While the big beds and amount of space dedicated to bathing are common across all villas, that’s where the similarities end. Each compound was built around the existing landscape, which means that gardens vary in size, shape, and layout. Some villas come with rooftop patios and sand gardens, while others have stilted pools reaching into a jungle of bamboo—a well-manicured jungle, mind you.

“Phulay is as much about the landscaping as it is about the buildings,” Sebeto says as we wander past a fishpond fed by a natural mountain spring. “We wanted them to complement each other, like yin and yang.” So while Bunnag’s architecture is dramatic and severe, the gardens are much more subtle: betel-nut shrubs interspersed with bamboo, frangipani trees, bougainvillea, and jasmine. Sebeto describes the overall effect as “making the jungle look sophisticated.” This bounty is not lost behind walls either—my room doesn’t really even have walls, just lots of glass. There are also two huge skylights above the bed and bath. One night I see a shooting star while taking a soak.



“WHEN WE DESIGNED PHULAY,
we wanted quality. We didn’t want to penny-pinch,” Sebeto tells me on my second day at the resort. The first female general manager for Ritz-Carlton International, Sebeto spent two years opening the property, hand-picking everything from guest slippers—raw silk in royal purple—and dinner plates to the 300 staff who work here. Normally, the ratio of staff to customers is six to one, she tells me.
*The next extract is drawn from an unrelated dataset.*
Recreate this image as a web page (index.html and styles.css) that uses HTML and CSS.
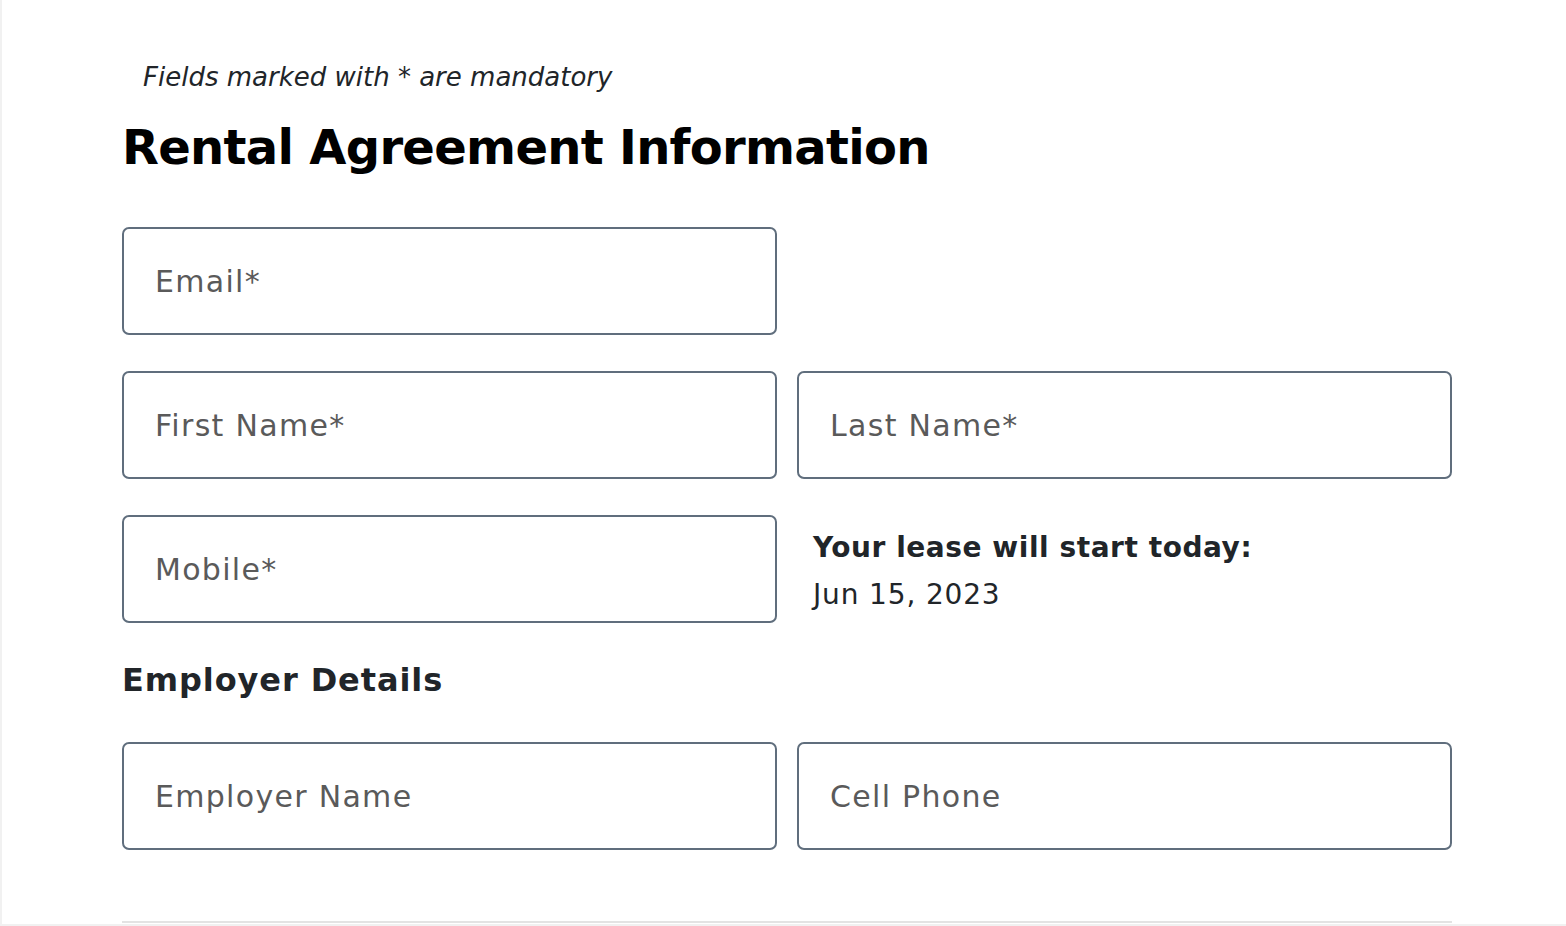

In other Ritz-Carlton resorts, it’s more like two to one. Needless to say, a stay at Phulay is very personal. I’m addressed by name by every staff member I encounter, and my butler somehow manages to remember how many cups of coffee I’ve had, what I ordered for dinner last night, and that I like my sparkling water with a slice of lime. And every time I leave my villa she’s waiting in a golf buggy, ready to zip me off to lunch or spa appointments.

“We’re very proud of what we have now,” Sebeto says. “But it was initially very hard to break corporate standards and tradition. When you’re creating a unique property, they really don’t apply. We had to write a new book.” Having a blank slate to play with has also meant overcoming a unique set of challenges. “Before Phulay, there was really no point of reference for owners and investors,” Sebeto says. “So, it’s definitely been difficult to sell the Reserve concept. It’s also going to be an intense year to try and position the brand to potential guests.”

Phulay Bay, which opened just 10 days before my early January visit, doesn’t seem to be having trouble attracting people, despite the steep rates. (My Reserve Villa, the second-most expensive room category, was priced at US$1,725 per night over the New Year period.) “I’m not afraid to say it’s not cheap here,” says Sebeto. “If you nickel and dime, you’ll go crazy.”

The people I meet—honeymooners from Russia, a family of five from London—seem to have no qualms about money; the Londoners have taken over the Reserve’s lavish Royal Beach Villa for five nights. One evening over cocktails, the dad jokes that he’ll fly his kids home in economy class if they don’t behave.

When they do eventually head home, the family will probably be facing a two-hour drive to Phuket’s international airport. Krabi province may have 15,000-odd hotel rooms, but its airport, 45 minutes by car from Phulay Bay, receives only two international flights a day, from Singapore and Kuala Lumpur. Given its location, not to mention its room rates, Sebeto admits she’s surprised her resort is already attracting so many families.

“We were initially targeting couples—this is a very romantic place. We don’t really consider ourselves a resort in the traditional sense, and that seems to have caused some confusion for guests already. There are no volume activities here.” Sebeto’s staff has had to adapt. There’s still no volleyball court or kids’ center, but children are entertained with batik painting, Thai dancing and language classes, and cooking demonstrations—activities that I wouldn’t mind signing up for myself. Three times a week, a baby elephant is brought up the beach to play with children as the sun sets.

“I FEEL SORRY FOR THE NEXT Ritz-Carlton hotel to open in Thailand,” says Sebeto, gazing out on a small craggy islet spotlit in front of where we sit at the Lae Lay Pavilion seafood restaurant. I can only agree that Phulay Bay will be a hard act to follow. Then again, the Ritz-Carlton’s next Thai property may turn out to be another Reserve—the 75-villa Similan Beach Reserve, slated to open in 2012 about 300 kilometers northwest of where Sebeto and I are sitting. Having two Reserves in southern Thailand when a worldwide cap of about 20—“to keep the brand exclusive”—has been suggested, strikes me as overkill. But as Humler points out, the development spectrum for Reserve properties is limited not only by location, but also by investors, given the expense and effort required to build them. “This is not a concept you can develop everywhere … these are places I visit and fall in love with,” he tells me.

In fact, the location Humler first fell in love with was a far-flung island in the Turks and Caicos. It was there that he planned to debut his first Reserve property, Molasses Reef. But six months prior to opening, the resort’s investors pulled out, forcing Humler to turn his attention to Thailand instead. But now that it’s up and running, Phulay Bay seems to have put regional development of the brand in fast-forward mode; Humler tells me that he’s already planning future Reserve properties in Muscat (set in an Arabian fort), Mauritius, and the Maldives.

“It’s exciting to think that none of these places will be the same,” Sebeto says, “that each resort will be given total freedom to write and define themselves. It’s a whole new world for us.”